▶ **Stated problem**
Transcribe each line of the material as it is, and drop any picture.

--- Given material ---

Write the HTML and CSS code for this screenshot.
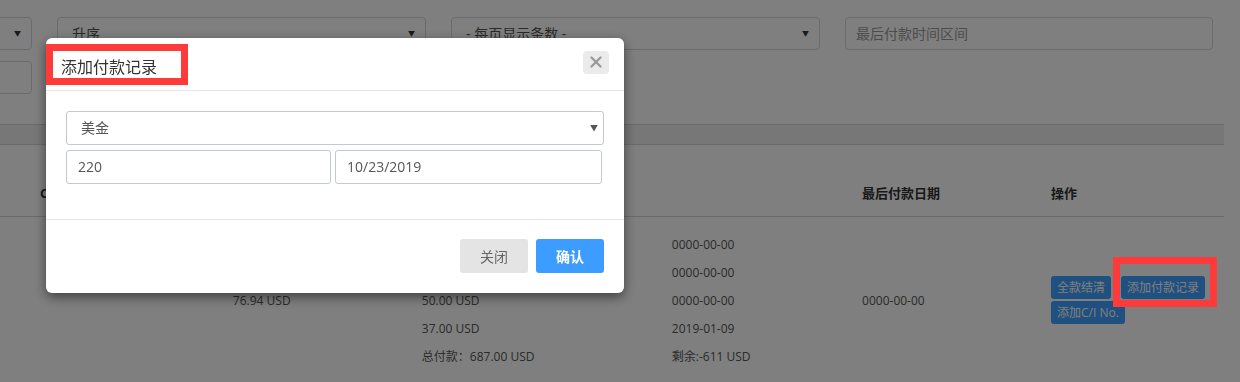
FILE: index.html
```html
<!DOCTYPE html>
<html lang="zh-CN">
<head>
    <meta charset="UTF-8">
    <title>付款记录</title>
    <link rel="stylesheet" href="styles.css">
</head>
<body>
    <div class="page">
        <div class="filters">
            <div class="field select"><span></span><i class="caret">▼</i></div>
            <div class="field select"><span>升序</span><i class="caret">▼</i></div>
            <div class="field select"><span>- 每页显示条数 -</span><i class="caret">▼</i></div>
            <div class="field"><span class="placeholder">最后付款时间区间</span></div>
        </div>
        <div class="filters second">
            <div class="field"></div>
        </div>

        <div class="band"></div>

        <table class="list">
            <thead>
                <tr>
                    <th class="c-first"></th>
                    <th class="c-ci">C/I No.</th>
                    <th class="c-total">合同金额</th>
                    <th class="c-pay">付款记录</th>
                    <th class="c-last">最后付款日期</th>
                    <th class="c-op">操作</th>
                </tr>
            </thead>
            <tbody>
                <tr>
                    <td></td>
                    <td></td>
                    <td>76.94 USD</td>
                    <td>
                        <div class="pays">
                            <span>100.00 USD</span><span>0000-00-00</span>
                            <span>500.00 USD</span><span>0000-00-00</span>
                            <span>50.00 USD</span><span>0000-00-00</span>
                            <span>37.00 USD</span><span>2019-01-09</span>
                            <span>总付款：687.00 USD</span><span>剩余:-611 USD</span>
                        </div>
                    </td>
                    <td>0000-00-00</td>
                    <td>
                        <div class="ops">
                            <button class="btn-xs">全款结清</button>
                            <button class="btn-xs">添加付款记录</button>
                            <button class="btn-xs">添加C/I No.</button>
                        </div>
                    </td>
                </tr>
            </tbody>
        </table>
    </div>

    <div class="backdrop"></div>
    <div class="mark mark-op"></div>

    <div class="modal">
        <div class="modal-header">
            <h4 class="modal-title">添加付款记录</h4>
            <button class="close" aria-label="关闭">
                <svg width="12" height="12" viewBox="0 0 12 12"><path d="M1.5 1.5 L10.5 10.5 M10.5 1.5 L1.5 10.5" stroke="#999" stroke-width="2.2" stroke-linecap="round"/></svg>
            </button>
            <div class="mark mark-title"></div>
        </div>
        <div class="modal-body">
            <div class="input select"><span>美金</span><i class="caret">▼</i></div>
            <div class="input-row">
                <div class="input">220</div>
                <div class="input">10/23/2019</div>
            </div>
        </div>
        <div class="modal-footer">
            <button class="btn btn-default">关闭</button>
            <button class="btn btn-primary">确认</button>
        </div>
    </div>
</body>
</html>
```

FILE: styles.css
```css
body {
    margin: 0;
    font-family: 'Open Sans', 'Noto Sans CJK SC', sans-serif;
    color: #555;
    background: #fff;
    overflow: hidden;
    height: 382px;
}

.page {
    margin-left: -336px;
    width: 1560px;
    padding-top: 17px;
}

.filters {
    display: grid;
    grid-template-columns: 368px 369px 369px 368px;
    column-gap: 25px;
}

.filters.second {
    margin-top: 11px;
}

.field {
    height: 33px;
    box-sizing: border-box;
    border: 1px solid #d2d6de;
    border-radius: 4px;
    padding: 0 14px;
    font-size: 14px;
    line-height: 31px;
    color: #555;
    display: flex;
    justify-content: space-between;
    align-items: center;
}

.field span {
    line-height: 31px;
}

.placeholder {
    color: #999;
    margin-left: -4px;
}

.caret {
    font-style: normal;
    font-size: 7px;
    line-height: 10px;
    color: #333;
    margin-right: -4px;
}

.band {
    margin-top: 30px;
    height: 19px;
    background: #eeeeee;
    border-top: 1px solid #d6d6d6;
    border-bottom: 1px solid #d6d6d6;
}

.list {
    width: 1560px;
    border-collapse: collapse;
    font-size: 12px;
}

.list th {
    text-align: left;
    font-size: 13px;
    color: #333;
    font-weight: bold;
    padding: 38px 8px 13px;
    line-height: 20px;
    border-bottom: 1px solid #d6d6d6;
    white-space: nowrap;
}

.list td {
    padding: 13px 8px;
    vertical-align: middle;
}

.c-first { width: 350px; }
.c-ci { width: 176px; }
.c-total { width: 172px; }
.c-pay { width: 422px; }
.c-last { width: 172px; }
.c-op { width: 172px; }

.list tbody tr td:last-child,
.list thead tr th:last-child {
    padding-right: 0;
}

.pays {
    display: grid;
    grid-template-columns: 250px auto;
    grid-auto-rows: 28px;
    align-items: center;
}

.ops {
    display: flex;
    flex-wrap: wrap;
    gap: 2px 10px;
    width: 172px;
}

.btn-xs {
    font-family: inherit;
    font-size: 12px;
    line-height: 17px;
    padding: 3px 6px;
    border: none;
    border-radius: 3px;
    background: #3ea0ff;
    color: #fff;
}

.backdrop {
    position: fixed;
    inset: 0;
    background: rgba(0, 0, 0, 0.5);
}

.mark {
    position: absolute;
    box-sizing: border-box;
    border: 7px solid #ff3a3a;
}

.mark-op {
    left: 1113px;
    top: 257px;
    width: 104px;
    height: 50px;
}

.mark-title {
    left: 0;
    top: 6px;
    width: 142px;
    height: 41px;
}

.modal {
    position: fixed;
    left: 46px;
    top: 38px;
    width: 578px;
    background: #fff;
    border-radius: 6px;
    box-shadow: 0 4px 12px rgba(0, 0, 0, 0.5);
    color: #555;
}

.modal-header {
    position: relative;
    height: 52px;
    border-bottom: 1px solid #e5e5e5;
    padding: 0 15px;
    display: flex;
    align-items: center;
    justify-content: space-between;
}

.modal-title {
    margin: 4px 0 0;
    font-size: 16px;
    font-weight: normal;
    color: #333;
}

.close {
    width: 26px;
    height: 23px;
    border: none;
    border-radius: 4px;
    background: #ebebeb;
    padding: 0;
    margin-top: -4px;
    display: flex;
    align-items: center;
    justify-content: center;
}

.modal-body {
    padding: 20px 20px 20px;
    font-size: 14px;
}

.input {
    height: 34px;
    box-sizing: border-box;
    border: 1px solid #c3c9d0;
    border-radius: 3px;
    padding: 0 11px;
    line-height: 32px;
    color: #555;
    margin-bottom: 5px;
}

.input.select {
    display: flex;
    justify-content: space-between;
    align-items: center;
    padding-left: 14px;
}

.input.select .caret {
    margin-right: -6px;
    color: #555;
    font-size: 8px;
}

.input-row {
    display: grid;
    grid-template-columns: 265px 267px;
    column-gap: 4px;
}

.input-row .input {
    margin-bottom: 15px;
}

.modal-footer {
    border-top: 1px solid #e5e5e5;
    padding: 19px 20px 20px;
    display: flex;
    justify-content: flex-end;
    gap: 8px;
}

.btn {
    width: 68px;
    height: 34px;
    border: none;
    border-radius: 3px;
    font-family: inherit;
    font-size: 14px;
}

.btn-default {
    background: #e4e4e4;
    color: #666;
}

.btn-primary {
    background: #3d9cff;
    color: #fff;
    font-weight: bold;
}
```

---

▶ **Reply to the task**
Write the HTML and CSS code for this screenshot.
FILE: index.html
```html
<!DOCTYPE html>
<html lang="zh-CN">
<head>
    <meta charset="UTF-8">
    <title>付款记录</title>
    <link rel="stylesheet" href="styles.css">
</head>
<body>
    <div class="page">
        <div class="filters">
            <div class="field select"><span></span><i class="caret">▼</i></div>
            <div class="field select"><span>升序</span><i class="caret">▼</i></div>
            <div class="field select"><span>- 每页显示条数 -</span><i class="caret">▼</i></div>
            <div class="field"><span class="placeholder">最后付款时间区间</span></div>
        </div>
        <div class="filters second">
            <div class="field"></div>
        </div>

        <div class="band"></div>

        <table class="list">
            <thead>
                <tr>
                    <th class="c-first"></th>
                    <th class="c-ci">C/I No.</th>
                    <th class="c-total">合同金额</th>
                    <th class="c-pay">付款记录</th>
                    <th class="c-last">最后付款日期</th>
                    <th class="c-op">操作</th>
                </tr>
            </thead>
            <tbody>
                <tr>
                    <td></td>
                    <td></td>
                    <td>76.94 USD</td>
                    <td>
                        <div class="pays">
                            <span>100.00 USD</span><span>0000-00-00</span>
                            <span>500.00 USD</span><span>0000-00-00</span>
                            <span>50.00 USD</span><span>0000-00-00</span>
                            <span>37.00 USD</span><span>2019-01-09</span>
                            <span>总付款：687.00 USD</span><span>剩余:-611 USD</span>
                        </div>
                    </td>
                    <td>0000-00-00</td>
                    <td>
                        <div class="ops">
                            <button class="btn-xs">全款结清</button>
                            <button class="btn-xs">添加付款记录</button>
                            <button class="btn-xs">添加C/I No.</button>
                        </div>
                    </td>
                </tr>
            </tbody>
        </table>
    </div>

    <div class="backdrop"></div>
    <div class="mark mark-op"></div>

    <div class="modal">
        <div class="modal-header">
            <h4 class="modal-title">添加付款记录</h4>
            <button class="close" aria-label="关闭">
                <svg width="12" height="12" viewBox="0 0 12 12"><path d="M1.5 1.5 L10.5 10.5 M10.5 1.5 L1.5 10.5" stroke="#999" stroke-width="2.2" stroke-linecap="round"/></svg>
            </button>
            <div class="mark mark-title"></div>
        </div>
        <div class="modal-body">
            <div class="input select"><span>美金</span><i class="caret">▼</i></div>
            <div class="input-row">
                <div class="input">220</div>
                <div class="input">10/23/2019</div>
            </div>
        </div>
        <div class="modal-footer">
            <button class="btn btn-default">关闭</button>
            <button class="btn btn-primary">确认</button>
        </div>
    </div>
</body>
</html>
```

FILE: styles.css
```css
body {
    margin: 0;
    font-family: 'Open Sans', 'Noto Sans CJK SC', sans-serif;
    color: #555;
    background: #fff;
    overflow: hidden;
    height: 382px;
}

.page {
    margin-left: -336px;
    width: 1560px;
    padding-top: 17px;
}

.filters {
    display: grid;
    grid-template-columns: 368px 369px 369px 368px;
    column-gap: 25px;
}

.filters.second {
    margin-top: 11px;
}

.field {
    height: 33px;
    box-sizing: border-box;
    border: 1px solid #d2d6de;
    border-radius: 4px;
    padding: 0 14px;
    font-size: 14px;
    line-height: 31px;
    color: #555;
    display: flex;
    justify-content: space-between;
    align-items: center;
}

.field span {
    line-height: 31px;
}

.placeholder {
    color: #999;
    margin-left: -4px;
}

.caret {
    font-style: normal;
    font-size: 7px;
    line-height: 10px;
    color: #333;
    margin-right: -4px;
}

.band {
    margin-top: 30px;
    height: 19px;
    background: #eeeeee;
    border-top: 1px solid #d6d6d6;
    border-bottom: 1px solid #d6d6d6;
}

.list {
    width: 1560px;
    border-collapse: collapse;
    font-size: 12px;
}

.list th {
    text-align: left;
    font-size: 13px;
    color: #333;
    font-weight: bold;
    padding: 38px 8px 13px;
    line-height: 20px;
    border-bottom: 1px solid #d6d6d6;
    white-space: nowrap;
}

.list td {
    padding: 13px 8px;
    vertical-align: middle;
}

.c-first { width: 350px; }
.c-ci { width: 176px; }
.c-total { width: 172px; }
.c-pay { width: 422px; }
.c-last { width: 172px; }
.c-op { width: 172px; }

.list tbody tr td:last-child,
.list thead tr th:last-child {
    padding-right: 0;
}

.pays {
    display: grid;
    grid-template-columns: 250px auto;
    grid-auto-rows: 28px;
    align-items: center;
}

.ops {
    display: flex;
    flex-wrap: wrap;
    gap: 2px 10px;
    width: 172px;
}

.btn-xs {
    font-family: inherit;
    font-size: 12px;
    line-height: 17px;
    padding: 3px 6px;
    border: none;
    border-radius: 3px;
    background: #3ea0ff;
    color: #fff;
}

.backdrop {
    position: fixed;
    inset: 0;
    background: rgba(0, 0, 0, 0.5);
}

.mark {
    position: absolute;
    box-sizing: border-box;
    border: 7px solid #ff3a3a;
}

.mark-op {
    left: 1113px;
    top: 257px;
    width: 104px;
    height: 50px;
}

.mark-title {
    left: 0;
    top: 6px;
    width: 142px;
    height: 41px;
}

.modal {
    position: fixed;
    left: 46px;
    top: 38px;
    width: 578px;
    background: #fff;
    border-radius: 6px;
    box-shadow: 0 4px 12px rgba(0, 0, 0, 0.5);
    color: #555;
}

.modal-header {
    position: relative;
    height: 52px;
    border-bottom: 1px solid #e5e5e5;
    padding: 0 15px;
    display: flex;
    align-items: center;
    justify-content: space-between;
}

.modal-title {
    margin: 4px 0 0;
    font-size: 16px;
    font-weight: normal;
    color: #333;
}

.close {
    width: 26px;
    height: 23px;
    border: none;
    border-radius: 4px;
    background: #ebebeb;
    padding: 0;
    margin-top: -4px;
    display: flex;
    align-items: center;
    justify-content: center;
}

.modal-body {
    padding: 20px 20px 20px;
    font-size: 14px;
}

.input {
    height: 34px;
    box-sizing: border-box;
    border: 1px solid #c3c9d0;
    border-radius: 3px;
    padding: 0 11px;
    line-height: 32px;
    color: #555;
    margin-bottom: 5px;
}

.input.select {
    display: flex;
    justify-content: space-between;
    align-items: center;
    padding-left: 14px;
}

.input.select .caret {
    margin-right: -6px;
    color: #555;
    font-size: 8px;
}

.input-row {
    display: grid;
    grid-template-columns: 265px 267px;
    column-gap: 4px;
}

.input-row .input {
    margin-bottom: 15px;
}

.modal-footer {
    border-top: 1px solid #e5e5e5;
    padding: 19px 20px 20px;
    display: flex;
    justify-content: flex-end;
    gap: 8px;
}

.btn {
    width: 68px;
    height: 34px;
    border: none;
    border-radius: 3px;
    font-family: inherit;
    font-size: 14px;
}

.btn-default {
    background: #e4e4e4;
    color: #666;
}

.btn-primary {
    background: #3d9cff;
    color: #fff;
    font-weight: bold;
}
```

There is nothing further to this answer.